**Your task:**
Leave out the pictures, and write out exactly the lines from the beginning of the material to the line holding "import React from 'react';", that line included, and nothing else.
══ Supplied data
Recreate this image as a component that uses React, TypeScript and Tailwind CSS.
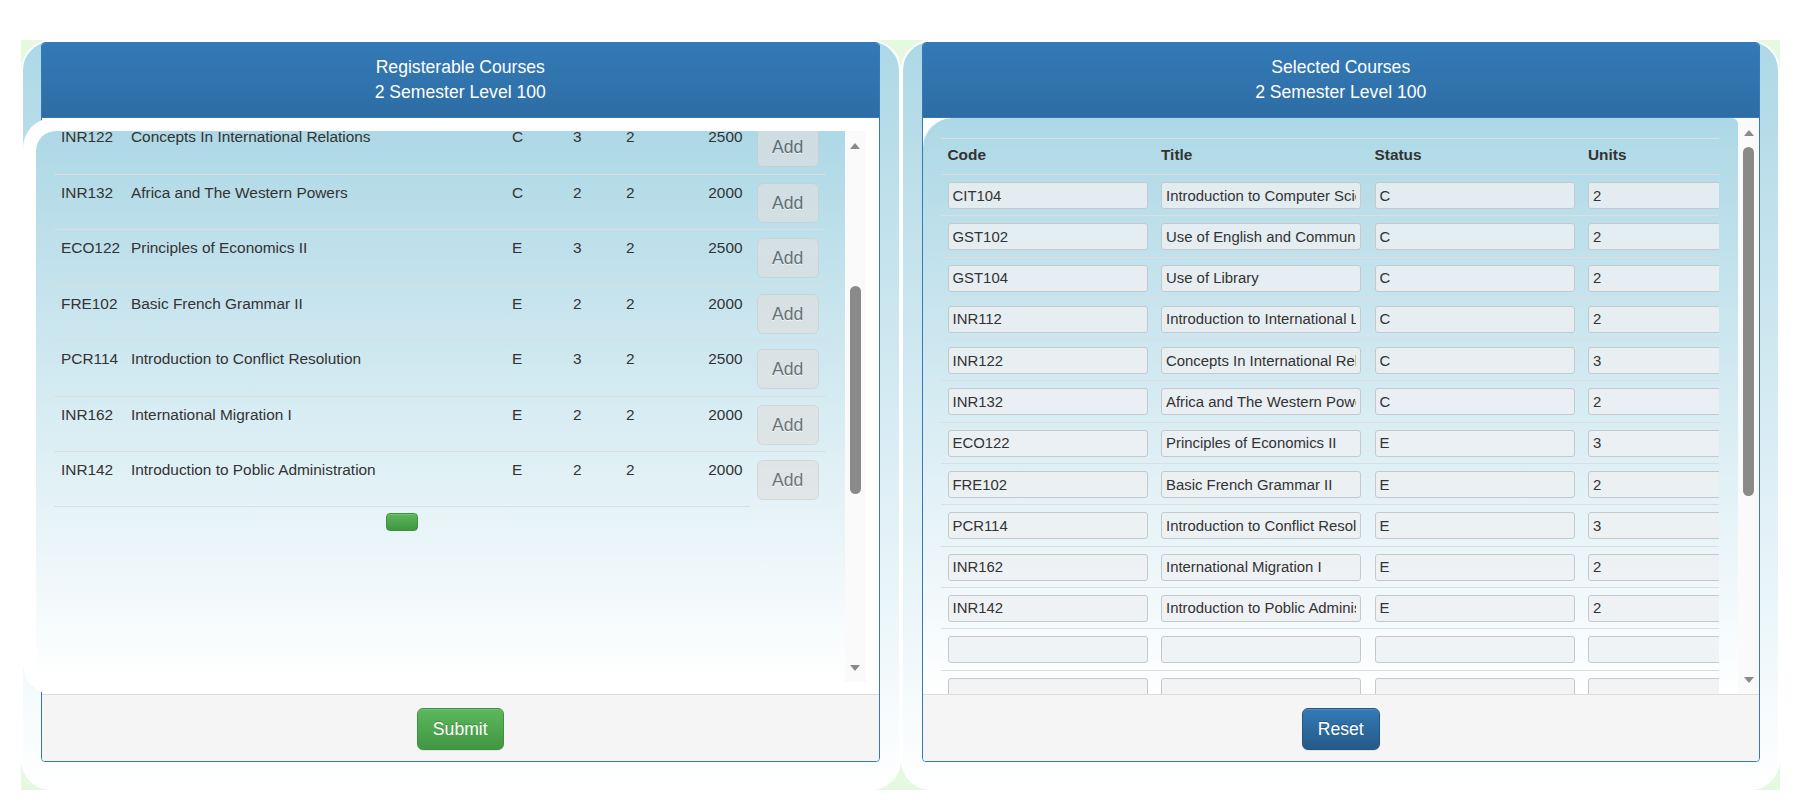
import React from 'react';

const registerable = [
  ['INR122', 'Concepts In International Relations', 'C', '3', '2', '2500'],
  ['INR132', 'Africa and The Western Powers', 'C', '2', '2', '2000'],
  ['ECO122', 'Principles of Economics II', 'E', '3', '2', '2500'],
  ['FRE102', 'Basic French Grammar II', 'E', '2', '2', '2000'],
  ['PCR114', 'Introduction to Conflict Resolution', 'E', '3', '2', '2500'],
  ['INR162', 'International Migration I', 'E', '2', '2', '2000'],
  ['INR142', 'Introduction to Poblic Administration', 'E', '2', '2', '2000'],
];

const selected = [
  ['CIT104', 'Introduction to Computer Science', 'C', '2'],
  ['GST102', 'Use of English and Communication Skills', 'C', '2'],
  ['GST104', 'Use of Library', 'C', '2'],
  ['INR112', 'Introduction to International Law', 'C', '2'],
  ['INR122', 'Concepts In International Relations', 'C', '3'],
  ['INR132', 'Africa and The Western Powers', 'C', '2'],
  ['ECO122', 'Principles of Economics II', 'E', '3'],
  ['FRE102', 'Basic French Grammar II', 'E', '2'],
  ['PCR114', 'Introduction to Conflict Resolution', 'E', '3'],
  ['INR162', 'International Migration I', 'E', '2'],
  ['INR142', 'Introduction to Poblic Administration', 'E', '2'],
  ['', '', '', ''],
  ['', '', '', ''],
  ['', '', '', ''],
];

function Arrow({ down }: { down?: boolean }) {
  return (
    <svg width="10" height="6" viewBox="0 0 10 6" className="block flex-shrink-0">
      <polygon points={down ? '0,0 10,0 5,6' : '0,6 10,6 5,0'} fill="#8a8a8a" />
    </svg>
  );
}

interface ScrollbarProps {
  thumbOffset: string;
  thumbHeight: string;
}

function Scrollbar({ thumbOffset, thumbHeight }: ScrollbarProps) {
  return (
    <div className="flex w-[21px] flex-shrink-0 flex-col items-center bg-[#fafafa] pt-[12px] pb-[11px]">
      <Arrow />
      <div className={`w-[11px] rounded-full bg-[#8a8a8a] ${thumbOffset} ${thumbHeight}`} />
      <div className="mt-auto">
        <Arrow down />
      </div>
    </div>
  );
}

function PanelHeading({ title }: { title: string }) {
  return (
    <div className="flex h-[75px] flex-col items-center justify-center rounded-t-[3px] border-b border-[#337ab7] bg-linear-to-b from-[#337ab7] to-[#2e6da4] text-[17.6px] leading-[25px] text-white">
      <div>{title}</div>
      <div>2 Semester Level 100</div>
    </div>
  );
}

function RegisterablePanel() {
  return (
    <div className="rounded-[4px] border border-[#337ab7] bg-white">
      <PanelHeading title="Registerable Courses" />

      <div className="h-[576px] bg-white">
        <div className="-ml-[19px] h-full rounded-l-[30px] bg-white pt-[13px] pr-[13px] pb-[12px] pl-[13px]">
          <div className="flex h-full">
            <div className="flex-1 overflow-hidden rounded-l-[20px] bg-linear-to-b from-[#add8e6] to-white pr-[19px] pl-[18px]">
              <div className="-mt-[11.6px] text-[15.4px] leading-[22px] text-[#333]">
                {registerable.map((row, i) => {
                  const last = i === registerable.length - 1;
                  return (
                    <div key={row[0]} className="flex h-[55.45px]">
                      <div className="flex w-[696px] border-b border-[#dddddd] pt-[7px]">
                        <div className="w-[70px] pl-[7px]">{row[0]}</div>
                        <div className="w-[381px] pl-[7px]">{row[1]}</div>
                        <div className="w-[61px] pl-[7px]">{row[2]}</div>
                        <div className="w-[53px] pl-[7px]">{row[3]}</div>
                        <div className="w-[61px] pl-[7px]">{row[4]}</div>
                        <div className="flex-1 pr-[7px] text-right">{row[5]}</div>
                      </div>
                      <div
                        className={`w-[76px] pl-[7px] ${last ? '' : 'border-b border-[#dddddd]'}`}
                      >
                        <button
                          type="button"
                          disabled
                          className="mt-[8px] flex h-[40px] w-[62px] items-center justify-center rounded-[6px] border border-[#cccccc] bg-[#e0e0e0] text-[17.6px] text-[#333] opacity-65 [text-shadow:0_1px_0_#fff]"
                        >
                          Add
                        </button>
                      </div>
                    </div>
                  );
                })}

                <div className="flex w-[696px] justify-center">
                  <button
                    type="button"
                    className="mt-[5.5px] h-[18px] w-[32px] rounded-[4px] border border-[#3e8f3e] bg-linear-to-b from-[#5cb85c] to-[#419641] shadow-[inset_0_1px_0_rgba(255,255,255,0.15)]"
                  />
                </div>
              </div>
            </div>

            <Scrollbar thumbOffset="mt-[137px]" thumbHeight="h-[208px]" />
          </div>
        </div>
      </div>

      <div className="flex h-[67px] justify-center rounded-b-[3px] border-t border-[#dddddd] bg-[#f5f5f5] pt-[13px]">
        <button
          type="button"
          className="h-[42px] w-[87px] rounded-[6px] border border-[#3e8f3e] bg-linear-to-b from-[#5cb85c] to-[#419641] text-[17.6px] text-white shadow-[inset_0_1px_0_rgba(255,255,255,0.15),0_1px_1px_rgba(0,0,0,0.075)] [text-shadow:0_-1px_0_rgba(0,0,0,0.2)]"
        >
          Submit
        </button>
      </div>
    </div>
  );
}

function Field({ value }: { value: string }) {
  return (
    <input
      readOnly
      value={value}
      className="block h-[27px] w-[200px] rounded-[3px] border border-[#c6c9cb] bg-[#eef0f3]/80 px-[4px] text-[14.9px] text-[#333] outline-none"
    />
  );
}

function SelectedPanel() {
  const headers = ['Code', 'Title', 'Status', 'Units'];

  return (
    <div className="rounded-[4px] border border-[#337ab7] bg-white">
      <PanelHeading title="Selected Courses" />

      <div className="flex h-[576px] bg-white">
        <div className="flex-1 overflow-hidden rounded-tl-[30px] rounded-tr-[6px] bg-linear-to-b from-[#add8e6] to-white pt-[20px] pr-[19px] pl-[18px]">
          <div className="overflow-hidden">
            <div className="w-[854px] text-[15.4px] leading-[22px] text-[#333]">
              <div className="flex h-[36px] border-t border-[#dddddd] pt-[5px] font-bold">
                {headers.map((h) => (
                  <div key={h} className="w-[213.5px] pl-[7px]">
                    {h}
                  </div>
                ))}
              </div>

              {selected.map((row, i) => (
                <div key={i} className="flex h-[41.3px] border-t border-[#dddddd] pt-[7px]">
                  {row.map((cell, j) => (
                    <div key={j} className="w-[213.5px] pl-[7px]">
                      <Field value={cell} />
                    </div>
                  ))}
                </div>
              ))}
            </div>
          </div>
        </div>

        <Scrollbar thumbOffset="mt-[11px]" thumbHeight="h-[349px]" />
      </div>

      <div className="flex h-[67px] justify-center rounded-b-[3px] border-t border-[#dddddd] bg-[#f5f5f5] pt-[13px]">
        <button
          type="button"
          className="h-[42px] w-[78px] rounded-[6px] border border-[#245580] bg-linear-to-b from-[#337ab7] to-[#265a88] text-[17.6px] text-white shadow-[inset_0_1px_0_rgba(255,255,255,0.15),0_1px_1px_rgba(0,0,0,0.075)] [text-shadow:0_-1px_0_rgba(0,0,0,0.2)]"
        >
          Reset
        </button>
      </div>
    </div>
  );
}

export default function App() {
  return (
    <div className="min-h-screen bg-white px-[21px] pt-[40px] font-['Liberation_Sans',Arial,sans-serif]">
      <div className="grid h-[750px] grid-cols-2 bg-[#e4f9e0]">
        <div className="rounded-[30px] border-2 border-white bg-linear-to-b from-[#add8e6] to-white pr-[19px] pb-[26px] pl-[18px]">
          <RegisterablePanel />
        </div>
        <div className="rounded-[30px] border-2 border-white bg-linear-to-b from-[#add8e6] to-white pr-[18px] pb-[26px] pl-[19px]">
          <SelectedPanel />
        </div>
      </div>
    </div>
  );
}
════
**Exercise response:**
Recreate this image as a component that uses React, TypeScript and Tailwind CSS.
import React from 'react';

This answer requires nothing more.